→ Exercise details
Scan the data. Collect each line that contains the word "page".

→ Dataset rows

━━━━━━━━━━━━━━━━━━━━━━━━━━━━━━

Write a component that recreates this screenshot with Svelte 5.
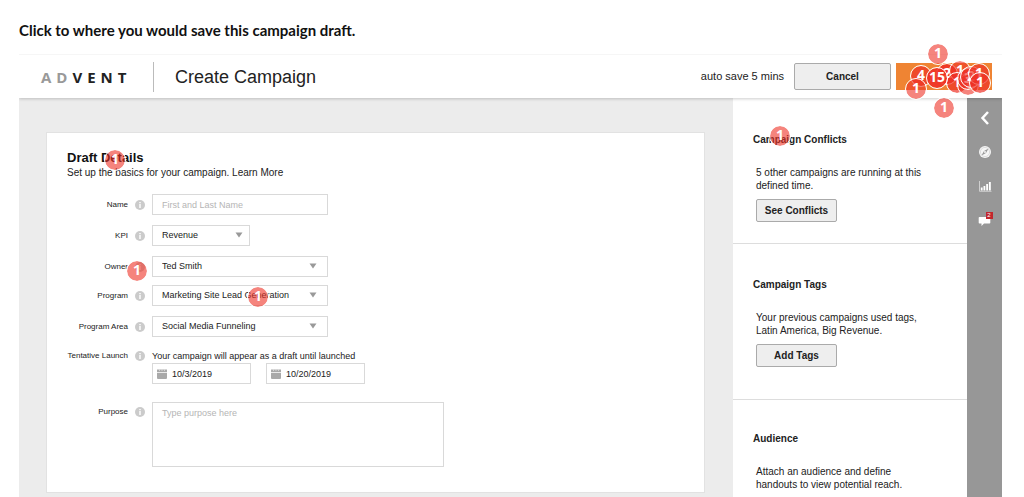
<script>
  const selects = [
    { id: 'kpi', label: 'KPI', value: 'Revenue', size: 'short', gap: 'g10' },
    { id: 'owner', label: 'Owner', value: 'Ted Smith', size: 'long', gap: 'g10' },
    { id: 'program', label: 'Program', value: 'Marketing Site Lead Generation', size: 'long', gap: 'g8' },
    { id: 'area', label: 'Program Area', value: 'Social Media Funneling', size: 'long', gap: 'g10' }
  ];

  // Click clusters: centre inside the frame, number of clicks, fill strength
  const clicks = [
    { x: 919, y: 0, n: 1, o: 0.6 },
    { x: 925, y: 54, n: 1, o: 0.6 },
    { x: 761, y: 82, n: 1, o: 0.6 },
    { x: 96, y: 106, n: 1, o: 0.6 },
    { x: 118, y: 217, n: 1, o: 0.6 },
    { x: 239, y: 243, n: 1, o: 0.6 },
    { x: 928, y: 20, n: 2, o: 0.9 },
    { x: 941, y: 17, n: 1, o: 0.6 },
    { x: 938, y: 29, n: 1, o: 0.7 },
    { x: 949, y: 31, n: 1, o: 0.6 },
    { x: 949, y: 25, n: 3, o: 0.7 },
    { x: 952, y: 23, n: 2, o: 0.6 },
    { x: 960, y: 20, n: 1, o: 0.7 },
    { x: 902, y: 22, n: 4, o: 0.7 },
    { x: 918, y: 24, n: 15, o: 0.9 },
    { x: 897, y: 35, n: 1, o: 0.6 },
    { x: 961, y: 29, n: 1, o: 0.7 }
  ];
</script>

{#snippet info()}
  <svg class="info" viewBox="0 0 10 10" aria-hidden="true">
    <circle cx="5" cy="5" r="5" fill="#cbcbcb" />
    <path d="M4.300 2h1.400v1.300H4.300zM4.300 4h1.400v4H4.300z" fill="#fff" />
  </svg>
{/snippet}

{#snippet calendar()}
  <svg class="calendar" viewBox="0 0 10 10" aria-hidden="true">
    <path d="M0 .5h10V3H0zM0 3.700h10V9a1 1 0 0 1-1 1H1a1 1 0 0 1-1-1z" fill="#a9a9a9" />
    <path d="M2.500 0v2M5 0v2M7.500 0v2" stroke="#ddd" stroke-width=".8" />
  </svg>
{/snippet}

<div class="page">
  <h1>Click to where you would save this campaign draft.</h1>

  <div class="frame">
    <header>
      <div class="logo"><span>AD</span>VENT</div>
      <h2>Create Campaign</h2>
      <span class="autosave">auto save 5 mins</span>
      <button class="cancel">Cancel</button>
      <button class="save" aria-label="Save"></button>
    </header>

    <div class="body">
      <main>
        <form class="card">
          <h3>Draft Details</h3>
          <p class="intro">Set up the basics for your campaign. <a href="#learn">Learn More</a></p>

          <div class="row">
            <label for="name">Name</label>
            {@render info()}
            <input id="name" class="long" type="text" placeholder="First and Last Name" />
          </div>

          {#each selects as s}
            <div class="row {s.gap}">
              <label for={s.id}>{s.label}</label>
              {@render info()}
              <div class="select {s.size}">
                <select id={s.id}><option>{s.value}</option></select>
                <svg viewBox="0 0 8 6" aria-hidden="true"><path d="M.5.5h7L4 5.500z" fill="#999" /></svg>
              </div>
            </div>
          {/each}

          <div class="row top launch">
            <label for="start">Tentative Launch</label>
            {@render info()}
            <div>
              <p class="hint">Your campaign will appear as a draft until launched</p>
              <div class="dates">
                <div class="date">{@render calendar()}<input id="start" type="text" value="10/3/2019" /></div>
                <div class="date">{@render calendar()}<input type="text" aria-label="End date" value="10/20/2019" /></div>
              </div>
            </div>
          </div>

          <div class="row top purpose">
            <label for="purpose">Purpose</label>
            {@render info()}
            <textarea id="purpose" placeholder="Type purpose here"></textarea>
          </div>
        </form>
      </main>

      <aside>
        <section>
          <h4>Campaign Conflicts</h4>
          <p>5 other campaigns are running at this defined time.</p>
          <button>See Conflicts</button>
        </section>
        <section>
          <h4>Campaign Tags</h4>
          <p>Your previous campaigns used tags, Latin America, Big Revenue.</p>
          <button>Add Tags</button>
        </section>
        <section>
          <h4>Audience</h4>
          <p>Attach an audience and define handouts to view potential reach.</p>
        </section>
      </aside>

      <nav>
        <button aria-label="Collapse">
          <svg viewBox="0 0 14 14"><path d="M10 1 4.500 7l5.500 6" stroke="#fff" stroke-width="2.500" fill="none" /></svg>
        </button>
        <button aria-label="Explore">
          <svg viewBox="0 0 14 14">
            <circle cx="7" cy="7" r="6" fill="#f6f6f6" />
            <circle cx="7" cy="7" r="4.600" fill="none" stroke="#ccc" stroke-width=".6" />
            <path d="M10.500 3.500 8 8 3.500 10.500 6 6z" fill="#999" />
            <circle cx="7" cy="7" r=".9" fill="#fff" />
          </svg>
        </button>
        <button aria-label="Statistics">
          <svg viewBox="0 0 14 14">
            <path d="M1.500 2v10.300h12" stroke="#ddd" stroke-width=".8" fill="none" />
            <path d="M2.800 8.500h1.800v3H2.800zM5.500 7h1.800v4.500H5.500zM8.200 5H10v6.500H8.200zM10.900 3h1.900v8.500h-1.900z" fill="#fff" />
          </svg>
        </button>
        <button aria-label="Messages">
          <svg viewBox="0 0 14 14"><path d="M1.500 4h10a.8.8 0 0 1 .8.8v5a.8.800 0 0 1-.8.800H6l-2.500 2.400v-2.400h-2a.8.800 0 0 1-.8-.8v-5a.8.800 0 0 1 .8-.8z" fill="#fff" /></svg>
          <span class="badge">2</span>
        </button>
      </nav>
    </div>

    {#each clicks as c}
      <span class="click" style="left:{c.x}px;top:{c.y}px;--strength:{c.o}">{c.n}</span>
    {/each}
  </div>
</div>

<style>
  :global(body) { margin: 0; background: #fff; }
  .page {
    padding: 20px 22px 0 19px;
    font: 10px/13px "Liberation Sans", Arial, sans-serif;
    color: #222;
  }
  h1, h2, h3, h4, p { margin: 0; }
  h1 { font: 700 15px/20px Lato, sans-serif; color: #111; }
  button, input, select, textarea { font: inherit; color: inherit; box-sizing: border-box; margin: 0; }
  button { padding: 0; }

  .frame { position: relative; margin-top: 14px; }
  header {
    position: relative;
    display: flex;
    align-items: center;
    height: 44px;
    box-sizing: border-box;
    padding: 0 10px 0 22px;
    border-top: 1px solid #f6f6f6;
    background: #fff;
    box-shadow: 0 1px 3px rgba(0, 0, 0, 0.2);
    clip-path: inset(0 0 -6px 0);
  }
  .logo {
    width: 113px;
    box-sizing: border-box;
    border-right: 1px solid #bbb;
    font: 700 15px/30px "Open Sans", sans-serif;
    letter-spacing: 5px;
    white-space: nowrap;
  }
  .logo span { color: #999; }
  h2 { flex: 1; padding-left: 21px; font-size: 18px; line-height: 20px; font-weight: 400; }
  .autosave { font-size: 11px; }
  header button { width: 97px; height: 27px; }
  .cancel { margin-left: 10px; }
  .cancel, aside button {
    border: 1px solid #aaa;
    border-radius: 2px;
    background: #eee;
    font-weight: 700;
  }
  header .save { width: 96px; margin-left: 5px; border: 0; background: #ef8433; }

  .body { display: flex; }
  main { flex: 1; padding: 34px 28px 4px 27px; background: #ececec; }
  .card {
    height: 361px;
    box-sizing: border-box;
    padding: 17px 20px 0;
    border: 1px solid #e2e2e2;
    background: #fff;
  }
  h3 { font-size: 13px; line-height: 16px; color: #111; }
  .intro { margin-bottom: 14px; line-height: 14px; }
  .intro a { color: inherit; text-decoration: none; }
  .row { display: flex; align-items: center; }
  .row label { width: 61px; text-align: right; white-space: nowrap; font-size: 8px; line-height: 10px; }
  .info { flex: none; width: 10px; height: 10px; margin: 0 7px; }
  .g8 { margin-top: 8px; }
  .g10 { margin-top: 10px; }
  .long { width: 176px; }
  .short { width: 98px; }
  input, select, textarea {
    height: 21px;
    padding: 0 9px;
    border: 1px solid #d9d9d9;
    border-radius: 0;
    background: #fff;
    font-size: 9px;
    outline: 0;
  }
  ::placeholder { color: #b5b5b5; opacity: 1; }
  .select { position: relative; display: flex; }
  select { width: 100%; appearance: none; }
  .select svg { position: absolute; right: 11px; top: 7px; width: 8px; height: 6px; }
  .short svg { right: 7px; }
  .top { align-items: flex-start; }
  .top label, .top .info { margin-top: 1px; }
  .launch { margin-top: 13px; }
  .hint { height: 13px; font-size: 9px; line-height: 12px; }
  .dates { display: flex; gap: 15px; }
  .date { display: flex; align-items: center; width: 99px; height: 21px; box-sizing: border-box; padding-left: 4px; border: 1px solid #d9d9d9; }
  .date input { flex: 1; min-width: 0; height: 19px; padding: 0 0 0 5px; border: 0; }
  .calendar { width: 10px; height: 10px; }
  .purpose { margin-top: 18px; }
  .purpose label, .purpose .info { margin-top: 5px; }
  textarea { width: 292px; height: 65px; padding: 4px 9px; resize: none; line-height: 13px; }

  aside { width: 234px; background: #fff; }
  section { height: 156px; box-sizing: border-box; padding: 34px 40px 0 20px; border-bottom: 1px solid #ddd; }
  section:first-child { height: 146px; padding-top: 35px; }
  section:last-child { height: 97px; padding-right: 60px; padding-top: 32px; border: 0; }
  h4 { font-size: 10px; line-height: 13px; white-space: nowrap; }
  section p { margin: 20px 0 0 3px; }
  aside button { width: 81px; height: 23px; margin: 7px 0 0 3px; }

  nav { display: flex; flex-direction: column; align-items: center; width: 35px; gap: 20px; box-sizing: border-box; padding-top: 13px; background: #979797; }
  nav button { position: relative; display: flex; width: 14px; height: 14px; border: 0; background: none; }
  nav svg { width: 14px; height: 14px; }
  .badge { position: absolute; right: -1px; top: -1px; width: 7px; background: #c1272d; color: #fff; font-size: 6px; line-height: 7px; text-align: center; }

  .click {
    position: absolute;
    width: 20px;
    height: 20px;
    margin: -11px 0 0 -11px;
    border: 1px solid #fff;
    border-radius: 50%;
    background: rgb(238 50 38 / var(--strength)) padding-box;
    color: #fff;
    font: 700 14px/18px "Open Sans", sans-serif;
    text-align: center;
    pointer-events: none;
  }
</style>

━━━━━━━━━━━━━━━━━━━━━━━━━━━━━━

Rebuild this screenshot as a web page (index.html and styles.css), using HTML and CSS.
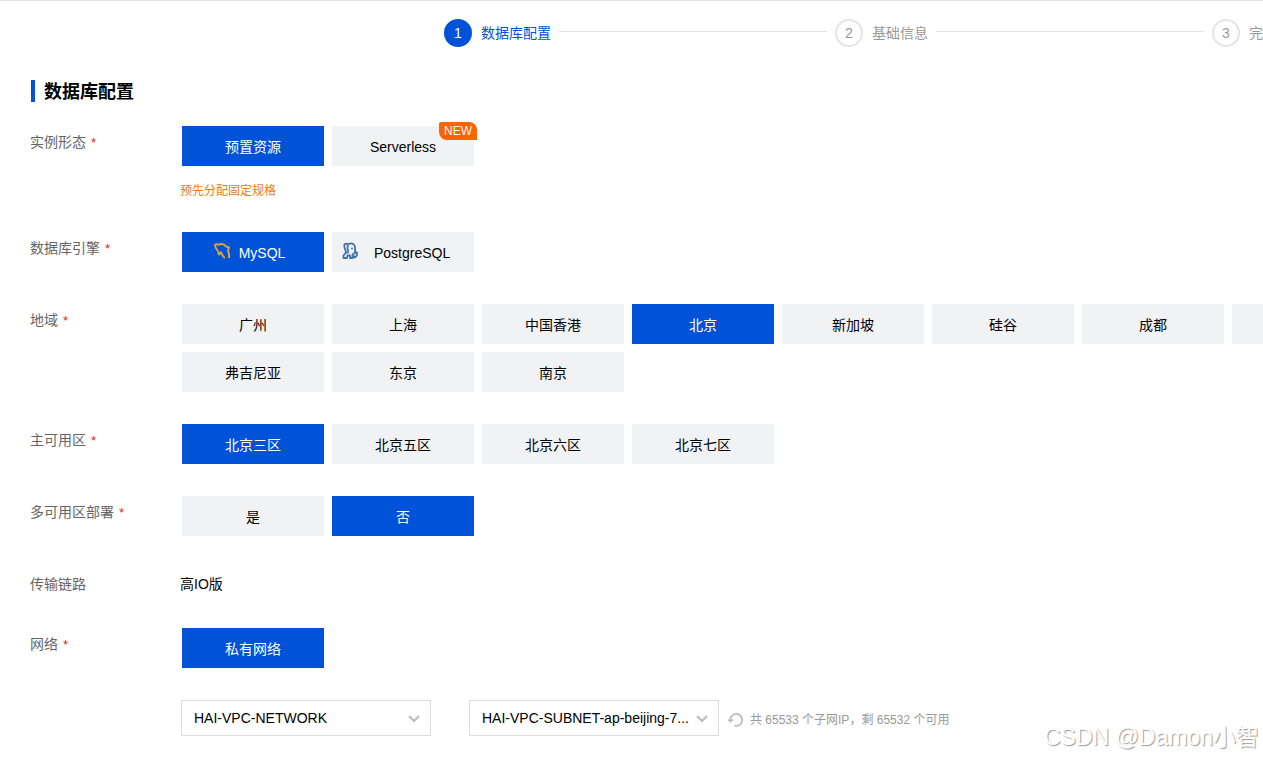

━━━━━━━━━━━━━━━━━━━━━━━━━━━━━━

→ Reply to the exercise
<div class="page">
  .page {
Rebuild this screenshot as a web page (index.html and styles.css), using HTML and CSS.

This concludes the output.